Human Resources has undergone quite a transformation in the past few decades. What used to be limited to recruiting, training and handling the operational side of managing personnel is now evolving into a discipline employing predictive models, statistical analysis, and state of the art data capturing and management. Thought leaders have always advocated HR’s role as a strategic partner to business, providing crucial talent related insights and strategies on how to use it as a competitive advantage.

The first disciplines to employ analytics – the extensive use of data, statistical and quantitative analysis to drive business decisions, was those with hard data such as finance and marketing. HR lacked the objective nature of data, and decisions were more often than not based on intuition and experience. Today, the scenario is much different. We are now able to leverage on people related data and employ statistical and quantitative analysis like never before.

Today, organizations capture millions of data elements about its employees – demographic data, performance data, job history, compensation, learning, etc. HR analytics or talent analytics refers to the analysis of this data to gather action oriented insights that could tell stories about an organization’s workforce. And the use of these methods and technologies vary across a broad spectrum. It starts from building dashboards with HR metrics aggregated from various sources of employee data to providing predictive analysis on how talent is growing, leaving, learning and developing. HR leaders are today able to make decisions based on the analysis of millions of data points. Google studied vast amount of employee performance data to get to a list of attributes that make successful leaders. This gives them a starting point towards effective leadership development. Some other examples of how companies are using talent analytics are – comparing performance of full time vs contract employees, ranking campuses to hire from looking at how past hires have performed, studying average tenure of employees in any specific part of the organization to predict turnover, looking for correlation between specific skills of customer facing employees and customer satisfaction, listening to how employees talk on internal and external social networks to gauge engagement and intent to stay, and more.

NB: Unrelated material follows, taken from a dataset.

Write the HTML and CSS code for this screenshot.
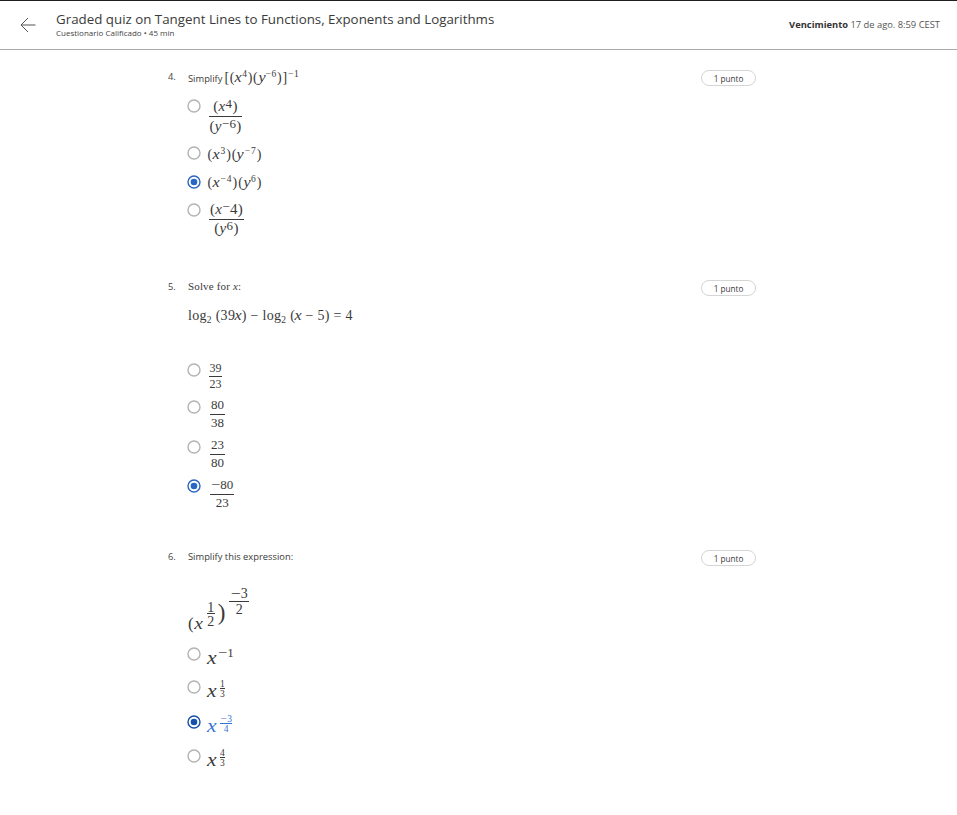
FILE: index.html
```
<!DOCTYPE html>
<html lang="es">
<head>
<meta charset="utf-8">
<title>Graded quiz</title>
<link rel="stylesheet" href="styles.css">
</head>
<body>
<header class="bar">
  <svg class="back" viewBox="0 0 16 16"><path d="M8 1 L1 8 L8 15 M1 8 H15.5"/></svg>
  <div class="heading">
    <h1>Graded quiz on Tangent Lines to Functions, Exponents and Logarithms</h1>
    <p>Cuestionario Calificado • 45 min</p>
  </div>
  <p class="due"><b>Vencimiento</b> 17 de ago. 8:59 CEST</p>
</header>
<main>
  <section class="question q4">
    <span class="num">4.</span>
    <div class="body">
      <div class="prompt"><span class="label">Simplify</span><span class="math tight">[(<i>x</i><sup>4</sup>)(<i>y</i><sup>−6</sup>)]<sup>−1</sup></span></div>
      <ul>
        <li><svg class="radio" viewBox="0 0 14 14"><circle cx="7" cy="7" r="6"/></svg><span class="frac lg"><span>(<i>x</i><sup>4</sup>)</span><span>(<i>y</i><sup>−6</sup>)</span></span></li>
        <li><svg class="radio" viewBox="0 0 14 14"><circle cx="7" cy="7" r="6"/></svg><span class="math">(<i>x</i><sup>3</sup>)(<i>y</i><sup>−7</sup>)</span></li>
        <li><svg class="radio on" viewBox="0 0 14 14"><circle cx="7" cy="7" r="6"/><circle class="dot" cx="7" cy="7" r="3.3"/></svg><span class="math raised">(<i>x</i><sup>−4</sup>)(<i>y</i><sup>6</sup>)</span></li>
        <li><svg class="radio" viewBox="0 0 14 14"><circle cx="7" cy="7" r="6"/></svg><span class="frac lg up"><span>(<i>x</i><span class="minus">−</span>4)</span><span>(<i>y</i><sup>6</sup>)</span></span></li>
      </ul>
    </div>
    <span class="points">1 punto</span>
  </section>
  <section class="question q5">
    <span class="num">5.</span>
    <div class="body">
      <div class="prompt serif">Solve for <i>x</i>:</div>
      <div class="math equation">log<sub>2</sub> (39<i>x</i>) − log<sub>2</sub> (<i>x</i> − 5) = 4</div>
      <ul>
        <li><svg class="radio" viewBox="0 0 14 14"><circle cx="7" cy="7" r="6"/></svg><span class="frac sm"><span>39</span><span>23</span></span></li>
        <li><svg class="radio" viewBox="0 0 14 14"><circle cx="7" cy="7" r="6"/></svg><span class="frac md"><span>80</span><span>38</span></span></li>
        <li><svg class="radio" viewBox="0 0 14 14"><circle cx="7" cy="7" r="6"/></svg><span class="frac md"><span>23</span><span>80</span></span></li>
        <li><svg class="radio on" viewBox="0 0 14 14"><circle cx="7" cy="7" r="6"/><circle class="dot" cx="7" cy="7" r="3.3"/></svg><span class="frac md down"><span><span class="neg">−</span>80</span><span>23</span></span></li>
      </ul>
    </div>
    <span class="points">1 punto</span>
  </section>
  <section class="question q6">
    <span class="num">6.</span>
    <div class="body">
      <div class="prompt"><span class="label wide">Simplify this expression:</span></div>
      <div class="power">
        <span class="base">(<i>x</i></span><span class="frac half"><span>1</span><span>2</span></span><span class="close">)</span><span class="frac outer"><span><span class="neg">−</span>3</span><span>2</span></span>
      </div>
      <ul>
        <li><svg class="radio" viewBox="0 0 14 14"><circle cx="7" cy="7" r="6"/></svg><i class="var">x</i><span class="exp"><span class="neg">−</span>1</span></li>
        <li><svg class="radio" viewBox="0 0 14 14"><circle cx="7" cy="7" r="6"/></svg><i class="var">x</i><span class="frac xs"><span>1</span><span>3</span></span></li>
        <li class="picked"><svg class="radio on" viewBox="0 0 14 14"><circle cx="7" cy="7" r="6"/><circle class="dot" cx="7" cy="7" r="3.3"/></svg><i class="var">x</i><span class="frac xs"><span><span class="neg">−</span>3</span><span>4</span></span></li>
        <li><svg class="radio" viewBox="0 0 14 14"><circle cx="7" cy="7" r="6"/></svg><i class="var">x</i><span class="frac xs"><span>4</span><span>3</span></span></li>
      </ul>
    </div>
    <span class="points">1 punto</span>
  </section>
</main>
</body>
</html>
```
FILE: styles.css
```
* { box-sizing: border-box; margin: 0; padding: 0; }
body { background: #fff; color: #3a3a3a; font-family: "Open Sans", sans-serif; height: 815px; overflow: hidden; }
.bar { display: flex; height: 50px; border-top: 1px solid #1f1f1f; border-bottom: 1px solid #aaa; padding: 0 17px 0 20px; }
.back { width: 16px; height: 16px; margin-top: 16px; fill: none; stroke: #555; stroke-width: 1; }
.heading { margin: 9px 0 0 20px; flex: 1; }
h1 { font-size: 13.33px; font-weight: 400; line-height: 18px; white-space: nowrap; }
.heading p { font-size: 8px; line-height: 10px; color: #444; }
.due { font-size: 9.35px; line-height: 13px; margin-top: 17px; color: #555; white-space: nowrap; }
.due b { color: #333; }

main { width: 588px; margin-left: 168px; }
.question { display: grid; grid-template-columns: 20px 1fr 55px; align-items: start; }
.q4 { height: 210px; padding-top: 20px; }
.q5 { height: 270px; padding-top: 20px; }
.q6 { height: 270px; padding-top: 20px; }
.num { font-size: 9.3px; line-height: 13px; color: #444; }
.points { height: 16px; border: 1px solid #d5d5d5; border-radius: 8px; font-size: 8.2px; line-height: 16px; text-align: center; }
.prompt { display: flex; height: 29px; line-height: 16px; font-size: 9px; }
.label { font-size: 9.35px; }
.q4 .label { line-height: 17px; }
.wide { line-height: 14px; }
.serif { font: 11px/13px "Liberation Serif", serif; white-space: pre; letter-spacing: .15px; }
.math, .power, .frac, .var, .exp { font-family: "Liberation Serif", serif; white-space: nowrap; }
.math { font-size: 14px; line-height: 17px; letter-spacing: 1px; }
.math i, .base i { display: inline-block; transform: scaleX(1.15); }
.neg { display: inline-block; transform: scaleX(1.25); margin: 0 1px; letter-spacing: 0; }
.tight { letter-spacing: .75px; margin-left: 2px; line-height: 16px; }
sup, sub { font-size: 9.5px; line-height: 0; }
sup { vertical-align: 5px; }
sub { vertical-align: -3px; }
.equation { letter-spacing: .3px; height: 55px; margin-top: -1px; line-height: 15px; }

ul { list-style: none; margin-left: -1px; }
li { display: flex; align-items: flex-start; height: 37px; }
.q4 li:nth-child(1) { height: 47px; }
.q4 li:nth-child(2) { height: 29px; }
.q4 li:nth-child(3) { height: 28px; }
.q5 li:nth-child(2) { height: 40px; }
.q5 li:nth-child(3) { height: 39px; }
.q6 li:nth-child(1) { height: 33px; }
.q6 li:nth-child(2) { height: 35px; }
.q6 li:nth-child(3) { height: 34px; }
.radio { flex: none; width: 14px; height: 14px; fill: none; stroke: #b3b3b3; stroke-width: 1.4; }
.radio.on { stroke: #2a66c4; }
.radio .dot { fill: #2a66c4; stroke: none; }
.picked .radio.on { stroke: #1550ad; }
.picked .radio .dot { fill: #1550ad; }
.picked { color: #3973d4; }
li .math { margin: 0 0 0 6.5px; }
li .raised { margin-top: -1px; }

.frac { display: inline-flex; flex-direction: column; text-align: center; }
.frac > span { display: block; }
.frac > span:first-child { border-bottom: 1px solid currentColor; }
.lg { margin-left: 8px; font-size: 15px; width: 33px; letter-spacing: .3px; }
.lg > span:first-child { line-height: 14px; height: 18px; }
.lg > span:last-child { line-height: 18px; }
.lg sup { font-size: 13px; vertical-align: 3px; }
.minus { font-size: 13px; vertical-align: 3px; line-height: 0; }
.up { width: 35px; }
.up > span:first-child { height: 17px; line-height: 13px; }
.up > span:last-child { line-height: 17px; }
.md { margin-left: 9px; font-size: 13px; }
.md > span:first-child { line-height: 10px; height: 15px; padding: 0 1px; }
.md > span:last-child { line-height: 16px; }
.down > span:first-child { height: 16px; line-height: 11px; }
.sm { margin-left: 8px; font-size: 12px; }
.sm > span:first-child { line-height: 11px; height: 14px; padding: 0 .5px; }
.sm > span:last-child { line-height: 14px; }

.power { display: flex; height: 68px; font-size: 15px; }
.base { margin-top: 37px; line-height: 16px; letter-spacing: 1.7px; font-size: 17px; }
.half { margin: 23px 0 0 2px; font-size: 14px; width: 8px; height: 30px; }
.half > span:first-child { line-height: 11px; height: 12px; }
.half > span:last-child { line-height: 16px; }
.close { font-size: 23px; line-height: 24px; margin: 22px 0 0 3px; }
.outer { margin: 8px 0 0 4px; font-size: 14px; width: 20px; }
.outer > span:first-child { line-height: 14px; height: 15px; }
.outer > span:last-child { line-height: 15px; }
.var { font-size: 18px; line-height: 24px; margin: -1px 1px 0 7px; width: 9px; transform: scaleX(1.2); }
.exp { font-size: 13px; line-height: 12px; }
.xs { margin: 0 0 0 2px; font-size: 9.5px; }
.xs > span:first-child { line-height: 8px; height: 9px; }
.xs > span:last-child { line-height: 10px; }
```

HR analytics has helped HR to speak the language of the C-suite. It is now beginning to be considered a strategic partner to business providing hard numbers based on rigorous analysis. One of the most important trend in HR is how it is warming up to Big Data and the use of high end analytics and this is going to be one of the key factors deciding the future of how HR organizations will work. However, there is also the need to develop analytical skills within HR which traditionally has relied on intuition and experience. Apart from the skillsets, organizations would also need to evolve in terms of how they capture data about their employees, how they maintain it and adopt new technology. Thirdly, it should have the top level commitment to push the insights that are generated to decision.